• [Objective] Write out again exactly the lines from the one containing "Give me the" through the one containing "font-bold leading-[46px] mt-[27px]", both included, and omit the pictures.

• [Provided data]
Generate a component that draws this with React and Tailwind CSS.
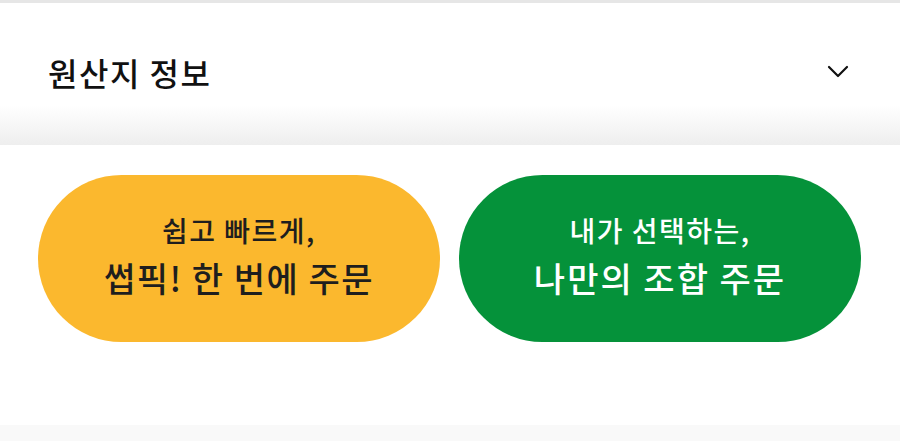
export default function App() {
  const font = { fontFamily: '"Noto Sans CJK KR", "Noto Sans", sans-serif' };
  return (
    <div className="w-[900px] h-[441px] bg-white flex flex-col overflow-hidden" style={font}>
      <div className="h-[3px] bg-[#e6e6e6]" />
      <div className="h-[142px] flex items-center justify-between pl-[48px] pr-[51px] pb-[4px] bg-linear-to-b from-white from-72% to-[#eeeeee]">
        <h2 className="text-[32px] font-medium text-[#111] leading-none tracking-[1.5px]">원산지 정보</h2>
        <svg width="22" height="14" viewBox="0 0 22 14" fill="none">
          <polyline points="2,2 11,11 20,2" stroke="#111" strokeWidth="2.2" strokeLinecap="round" strokeLinejoin="round" />
        </svg>
      </div>
      <div className="flex gap-[19px] pl-[38px] pr-[39px] pt-[30px]">
        <button className="w-[402px] h-[167px] rounded-full bg-[#fbb82e] flex flex-col items-center justify-center pb-[6px] text-[#1e1e1e]">
          <span className="text-[28px] font-medium leading-none tracking-[1.5px]">쉽고 빠르게,</span>
          <span className="text-[34px] font-medium leading-none tracking-[1.5px] mt-[17px]">썹픽! 한 번에 주문</span>
        </button>
        <button className="w-[402px] h-[167px] rounded-full bg-[#05923a] flex flex-col items-center justify-center pb-[6px] text-white">
          <span className="text-[28px] font-medium leading-none tracking-[1.5px]">내가 선택하는,</span>
          <span className="text-[34px] font-medium leading-none tracking-[2px] mt-[17px]">나만의 조합 주문</span>
        </button>
      </div>
      <div className="flex-1" />
      <div className="h-[16px] bg-[#f9f9f9]" />
    </div>
  );
}
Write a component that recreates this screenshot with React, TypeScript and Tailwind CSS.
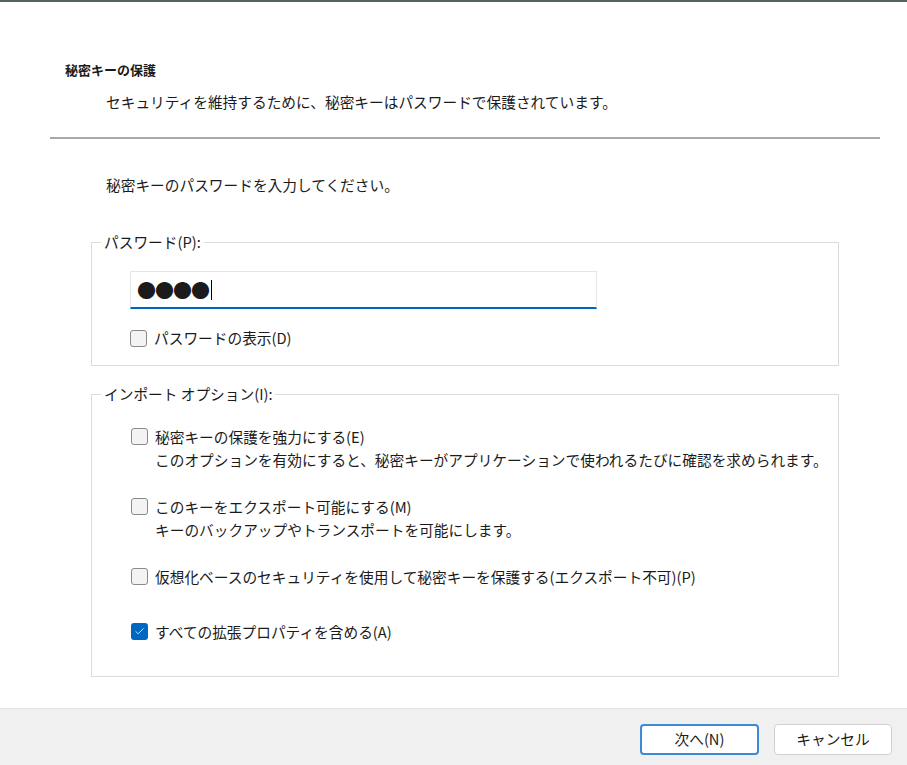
import { Check } from 'lucide-react';

const OPTIONS = [
  {
    id: 'strong',
    label: '秘密キーの保護を強力にする(E)',
    note: 'このオプションを有効にすると、秘密キーがアプリケーションで使われるたびに確認を求められます。',
    checked: false,
    gap: 'mt-0',
  },
  {
    id: 'exportable',
    label: 'このキーをエクスポート可能にする(M)',
    note: 'キーのバックアップやトランスポートを可能にします。',
    checked: false,
    gap: 'mt-[24px]',
  },
  {
    id: 'vbs',
    label: '仮想化ベースのセキュリティを使用して秘密キーを保護する(エクスポート不可)(P)',
    note: '',
    checked: false,
    gap: 'mt-[24px]',
  },
  {
    id: 'ext',
    label: 'すべての拡張プロパティを含める(A)',
    note: '',
    checked: true,
    gap: 'mt-[32px]',
  },
];

function Box({ checked }: { checked: boolean }) {
  return checked ? (
    <span className="flex h-[17px] w-[17px] shrink-0 items-center justify-center rounded-[3px] bg-[#0067c0]">
      <Check className="h-[11px] w-[11px] text-white" strokeWidth={1.75} />
    </span>
  ) : (
    <span className="block h-[17px] w-[17px] shrink-0 rounded-[3px] border border-[#8a8a8a] bg-[#f3f3f3]" />
  );
}

export default function App() {
  return (
    <div className="flex h-[765px] w-full flex-col bg-white text-[#1b1b1b] font-['Noto_Sans_CJK_JP',sans-serif]">
      <div className="h-[2px] bg-[#55615f]" />

      <div className="flex-1">
        <div className="pl-[65px] pt-[58px] text-[13px] font-bold leading-[20px]">秘密キーの保護</div>
        <div className="mt-[12px] pl-[106px] text-[14.7px] leading-[20px]">
          セキュリティを維持するために、秘密キーはパスワードで保護されています。
        </div>
        <div className="ml-[50px] mr-[27px] mt-[25px] h-[2px] bg-[#a8a8a8]" />

        <div className="mt-[36px] pl-[106px] text-[14.7px] leading-[20px]">
          秘密キーのパスワードを入力してください。
        </div>

        {/* Password group */}
        <fieldset className="ml-[91px] mr-[68px] mt-[37px] border border-[#dcdcdc]">
          <legend className="ml-[9px] px-[3px] text-[14.7px] leading-[20px]">パスワード(P):</legend>
          <div className="pb-[17px] pl-[38px] pt-[19px]">
            <div className="flex h-[38px] w-[467px] items-center border border-[#e6e6e6] border-b-2 border-b-[#0067c0] pl-[6px]">
              <span className="text-[19px] leading-none tracking-[-1px]">●●●●</span>
              <span className="ml-[2px] h-[20px] w-px bg-black" />
            </div>
            <label className="mt-[19px] flex items-center gap-[7px] text-[14.7px] leading-[20px]">
              <Box checked={false} />
              パスワードの表示(D)
            </label>
          </div>
        </fieldset>

        {/* Import options */}
        <fieldset className="ml-[91px] mr-[68px] mt-[18px] border border-[#dcdcdc]">
          <legend className="ml-[9px] px-[3px] text-[14.7px] leading-[20px]">インポート オプション(I):</legend>
          <div className="pb-[33px] pl-[39px] pt-[21px]">
            {OPTIONS.map((o) => (
              <div key={o.id} className={`${o.gap} flex gap-[7px] text-[14.7px] leading-[23px]`}>
                <span className="block pt-[3px]">
                  <Box checked={o.checked} />
                </span>
                <div>
                  <div>{o.label}</div>
                  {o.note && <div>{o.note}</div>}
                </div>
              </div>
            ))}
          </div>
        </fieldset>
      </div>

      {/* Footer */}
      <div className="flex h-[57px] justify-end gap-[15px] border-t border-[#e3e3e3] bg-[#f0f0f0] pr-[15px] pt-[15px]">
        <button className="h-[31px] w-[119px] rounded-[4px] border-2 border-[#3b8ad6] bg-white text-[14.7px] leading-none">
          次へ(N)
        </button>
        <button className="h-[31px] w-[118px] rounded-[4px] border border-[#d0d0d0] bg-white text-[14.7px] leading-none">
          キャンセル
        </button>
      </div>
    </div>
  );
}
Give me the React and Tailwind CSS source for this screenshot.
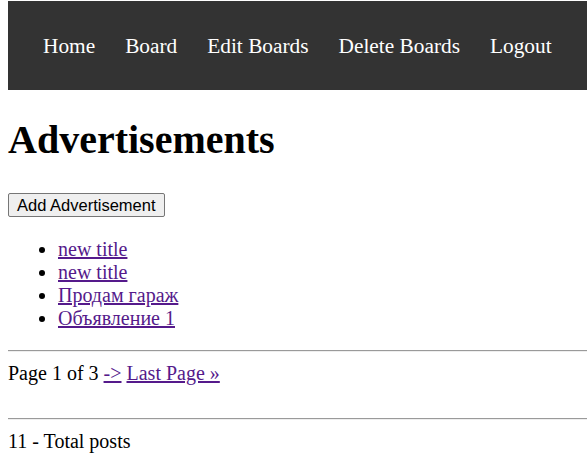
import React from 'react';

const navLinks = ['Home', 'Board', 'Edit Boards', 'Delete Boards', 'Logout'];
const posts = ['new title', 'new title', 'Продам гараж', 'Объявление 1'];

const linkClass = 'text-[#551a8b] underline';

const App = () => {
  return (
    <div className="pl-2 pt-px text-[20px] text-black bg-white font-['Liberation_Serif','Times_New_Roman',serif] min-h-[468px] overflow-hidden">
      <nav className="h-[89px] bg-[#333333] flex items-center pl-5 pt-[2px]">
        {navLinks.map((label) => (
          <a key={label} href="#" className="px-[15px] text-white text-[21.33px] leading-[25px] whitespace-nowrap">
            {label}
          </a>
        ))}
      </nav>

      <h1 className="text-[40px] font-bold leading-[46px] mt-[27px] mb-[27px]">Advertisements</h1>

      <div className="flex pt-[3px]">
        <button className="h-[24px] font-['Liberation_Sans',Arial,sans-serif] text-[16.5px] leading-[19px] px-[8px] bg-[#efefef] border border-[#767676] rounded-[2px] text-black">
          Add Advertisement
        </button>
      </div>

      <ul className="list-disc pl-[50px] mt-[21px] mb-5 leading-[23px]">
        {posts.map((title, i) => (
          <li key={i}>
            <a href="#" className={linkClass}>{title}</a>
          </li>
        ))}
      </ul>

      <hr className="border-0 border-t border-t-[#9a9a9a] border-b border-b-[#eeeeee] my-[10px]" />

      <div className="leading-[23px]">
        Page 1 of 3 <a href="#" className={linkClass}>-&gt;</a> <a href="#" className={linkClass}>Last Page »</a>
      </div>

      <hr className="border-0 border-t border-t-[#9a9a9a] border-b border-b-[#eeeeee] mt-[33px] mb-[10px]" />

      <div className="leading-[23px]">11 - Total posts</div>
    </div>
  );
};

export default App;
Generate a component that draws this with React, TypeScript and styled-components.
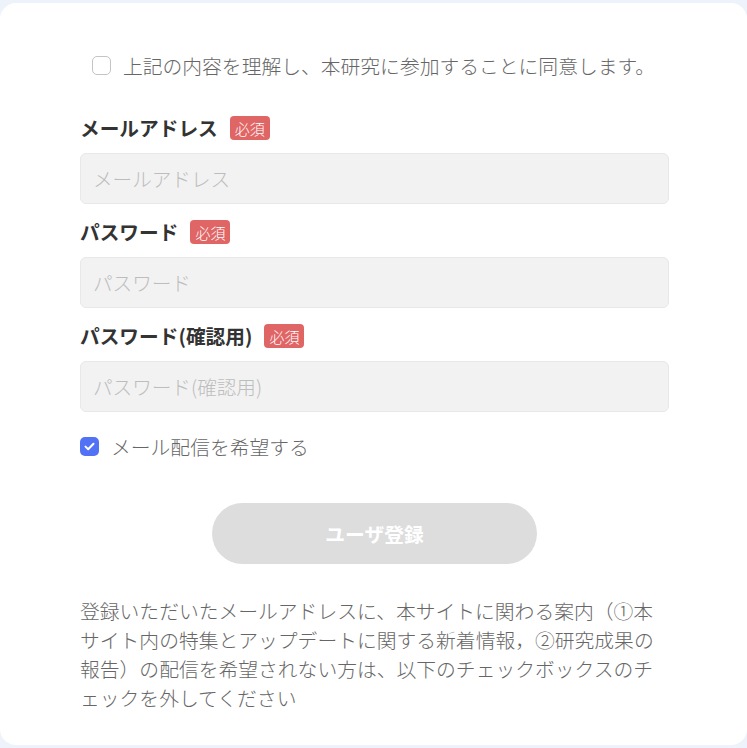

• [The output]
Give me the React and Tailwind CSS source for this screenshot.
import React from 'react';

const navLinks = ['Home', 'Board', 'Edit Boards', 'Delete Boards', 'Logout'];
const posts = ['new title', 'new title', 'Продам гараж', 'Объявление 1'];

const linkClass = 'text-[#551a8b] underline';

const App = () => {
  return (
    <div className="pl-2 pt-px text-[20px] text-black bg-white font-['Liberation_Serif','Times_New_Roman',serif] min-h-[468px] overflow-hidden">
      <nav className="h-[89px] bg-[#333333] flex items-center pl-5 pt-[2px]">
        {navLinks.map((label) => (
          <a key={label} href="#" className="px-[15px] text-white text-[21.33px] leading-[25px] whitespace-nowrap">
            {label}
          </a>
        ))}
      </nav>

      <h1 className="text-[40px] font-bold leading-[46px] mt-[27px] mb-[27px]">Advertisements</h1>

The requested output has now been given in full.